*TASK DESCRIPTION*: Return each line of the records with nothing changed, pictures excepted.

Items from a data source
----------------

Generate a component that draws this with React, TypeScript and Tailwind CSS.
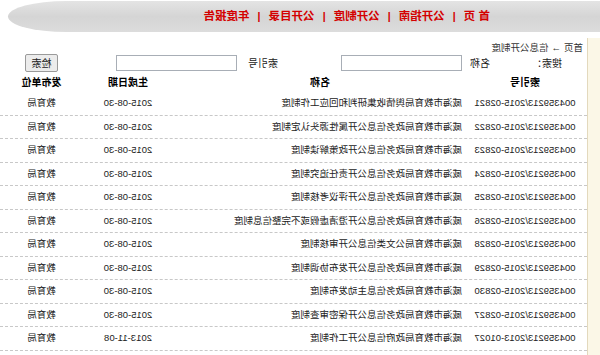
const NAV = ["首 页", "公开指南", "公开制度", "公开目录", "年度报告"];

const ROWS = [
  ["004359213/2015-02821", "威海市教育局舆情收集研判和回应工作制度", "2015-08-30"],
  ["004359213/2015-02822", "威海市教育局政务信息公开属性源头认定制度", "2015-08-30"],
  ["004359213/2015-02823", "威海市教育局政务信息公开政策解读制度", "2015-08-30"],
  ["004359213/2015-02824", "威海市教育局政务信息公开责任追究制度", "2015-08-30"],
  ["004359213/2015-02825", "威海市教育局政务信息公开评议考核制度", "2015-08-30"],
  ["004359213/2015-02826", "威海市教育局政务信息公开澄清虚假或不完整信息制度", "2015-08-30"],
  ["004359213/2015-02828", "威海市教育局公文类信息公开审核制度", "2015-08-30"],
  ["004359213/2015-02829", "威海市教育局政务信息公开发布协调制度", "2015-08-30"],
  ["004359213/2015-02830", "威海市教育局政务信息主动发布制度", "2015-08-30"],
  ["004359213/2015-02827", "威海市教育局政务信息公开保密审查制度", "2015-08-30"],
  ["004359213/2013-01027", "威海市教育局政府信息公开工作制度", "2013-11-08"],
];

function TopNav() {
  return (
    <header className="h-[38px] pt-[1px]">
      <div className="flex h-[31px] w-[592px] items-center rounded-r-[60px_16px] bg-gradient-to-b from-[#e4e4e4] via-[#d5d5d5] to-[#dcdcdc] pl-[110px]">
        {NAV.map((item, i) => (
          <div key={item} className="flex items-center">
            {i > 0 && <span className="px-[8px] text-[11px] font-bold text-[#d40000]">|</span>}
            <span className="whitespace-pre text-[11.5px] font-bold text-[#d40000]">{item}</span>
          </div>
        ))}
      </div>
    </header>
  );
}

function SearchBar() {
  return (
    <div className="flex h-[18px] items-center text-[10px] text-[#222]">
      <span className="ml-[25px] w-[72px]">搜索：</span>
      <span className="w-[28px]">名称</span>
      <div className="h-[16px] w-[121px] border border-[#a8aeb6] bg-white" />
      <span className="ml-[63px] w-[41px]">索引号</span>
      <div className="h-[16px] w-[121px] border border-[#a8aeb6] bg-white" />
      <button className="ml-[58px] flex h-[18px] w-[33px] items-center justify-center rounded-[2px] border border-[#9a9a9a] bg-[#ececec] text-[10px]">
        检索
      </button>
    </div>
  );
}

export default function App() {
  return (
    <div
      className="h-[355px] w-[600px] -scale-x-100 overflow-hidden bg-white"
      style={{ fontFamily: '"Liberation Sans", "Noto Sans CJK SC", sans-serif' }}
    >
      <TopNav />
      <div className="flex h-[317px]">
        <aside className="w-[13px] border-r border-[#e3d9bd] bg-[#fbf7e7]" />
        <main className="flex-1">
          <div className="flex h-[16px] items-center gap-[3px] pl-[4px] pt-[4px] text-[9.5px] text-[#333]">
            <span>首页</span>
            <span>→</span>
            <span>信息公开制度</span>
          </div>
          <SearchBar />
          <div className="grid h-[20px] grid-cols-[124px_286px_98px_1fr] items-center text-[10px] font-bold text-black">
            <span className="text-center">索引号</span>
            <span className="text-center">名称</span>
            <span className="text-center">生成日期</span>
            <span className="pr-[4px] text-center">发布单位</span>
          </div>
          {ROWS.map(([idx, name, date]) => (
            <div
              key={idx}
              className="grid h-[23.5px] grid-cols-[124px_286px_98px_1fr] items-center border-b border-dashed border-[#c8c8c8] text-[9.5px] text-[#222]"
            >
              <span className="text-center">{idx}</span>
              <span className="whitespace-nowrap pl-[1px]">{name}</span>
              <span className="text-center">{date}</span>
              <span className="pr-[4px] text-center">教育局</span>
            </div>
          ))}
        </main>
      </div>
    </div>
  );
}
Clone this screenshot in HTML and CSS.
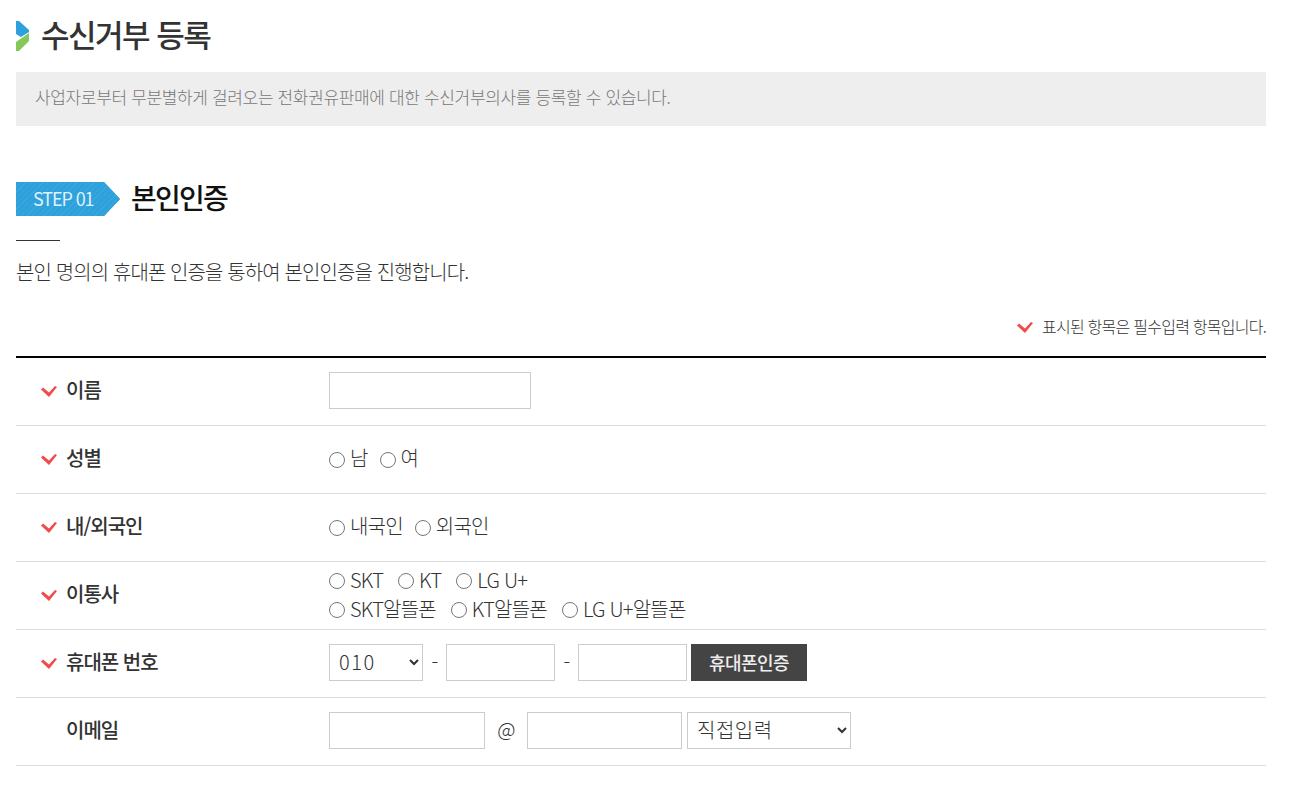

----------------

*SOLUTION TO THIS PROBLEM*:
Generate a component that draws this with React, TypeScript and Tailwind CSS.
const NAV = ["首 页", "公开指南", "公开制度", "公开目录", "年度报告"];

const ROWS = [
  ["004359213/2015-02821", "威海市教育局舆情收集研判和回应工作制度", "2015-08-30"],
  ["004359213/2015-02822", "威海市教育局政务信息公开属性源头认定制度", "2015-08-30"],
  ["004359213/2015-02823", "威海市教育局政务信息公开政策解读制度", "2015-08-30"],
  ["004359213/2015-02824", "威海市教育局政务信息公开责任追究制度", "2015-08-30"],
  ["004359213/2015-02825", "威海市教育局政务信息公开评议考核制度", "2015-08-30"],
  ["004359213/2015-02826", "威海市教育局政务信息公开澄清虚假或不完整信息制度", "2015-08-30"],
  ["004359213/2015-02828", "威海市教育局公文类信息公开审核制度", "2015-08-30"],
  ["004359213/2015-02829", "威海市教育局政务信息公开发布协调制度", "2015-08-30"],
  ["004359213/2015-02830", "威海市教育局政务信息主动发布制度", "2015-08-30"],
  ["004359213/2015-02827", "威海市教育局政务信息公开保密审查制度", "2015-08-30"],
  ["004359213/2013-01027", "威海市教育局政府信息公开工作制度", "2013-11-08"],
];

function TopNav() {
  return (
    <header className="h-[38px] pt-[1px]">
      <div className="flex h-[31px] w-[592px] items-center rounded-r-[60px_16px] bg-gradient-to-b from-[#e4e4e4] via-[#d5d5d5] to-[#dcdcdc] pl-[110px]">
        {NAV.map((item, i) => (
          <div key={item} className="flex items-center">
            {i > 0 && <span className="px-[8px] text-[11px] font-bold text-[#d40000]">|</span>}
            <span className="whitespace-pre text-[11.5px] font-bold text-[#d40000]">{item}</span>
          </div>
        ))}
      </div>
    </header>
  );
}

function SearchBar() {
  return (
    <div className="flex h-[18px] items-center text-[10px] text-[#222]">
      <span className="ml-[25px] w-[72px]">搜索：</span>
      <span className="w-[28px]">名称</span>
      <div className="h-[16px] w-[121px] border border-[#a8aeb6] bg-white" />
      <span className="ml-[63px] w-[41px]">索引号</span>
      <div className="h-[16px] w-[121px] border border-[#a8aeb6] bg-white" />
      <button className="ml-[58px] flex h-[18px] w-[33px] items-center justify-center rounded-[2px] border border-[#9a9a9a] bg-[#ececec] text-[10px]">
        检索
      </button>
    </div>
  );
}

export default function App() {
  return (
    <div
      className="h-[355px] w-[600px] -scale-x-100 overflow-hidden bg-white"
      style={{ fontFamily: '"Liberation Sans", "Noto Sans CJK SC", sans-serif' }}
    >
      <TopNav />
      <div className="flex h-[317px]">
        <aside className="w-[13px] border-r border-[#e3d9bd] bg-[#fbf7e7]" />
        <main className="flex-1">
          <div className="flex h-[16px] items-center gap-[3px] pl-[4px] pt-[4px] text-[9.5px] text-[#333]">
            <span>首页</span>
            <span>→</span>
            <span>信息公开制度</span>
          </div>
          <SearchBar />
          <div className="grid h-[20px] grid-cols-[124px_286px_98px_1fr] items-center text-[10px] font-bold text-black">
            <span className="text-center">索引号</span>
            <span className="text-center">名称</span>
            <span className="text-center">生成日期</span>
            <span className="pr-[4px] text-center">发布单位</span>
          </div>
          {ROWS.map(([idx, name, date]) => (
            <div
              key={idx}
              className="grid h-[23.5px] grid-cols-[124px_286px_98px_1fr] items-center border-b border-dashed border-[#c8c8c8] text-[9.5px] text-[#222]"
            >
              <span className="text-center">{idx}</span>
              <span className="whitespace-nowrap pl-[1px]">{name}</span>
              <span className="text-center">{date}</span>
              <span className="pr-[4px] text-center">教育局</span>
            </div>
          ))}
        </main>
      </div>
    </div>
  );
}
Clone this screenshot in HTML and CSS.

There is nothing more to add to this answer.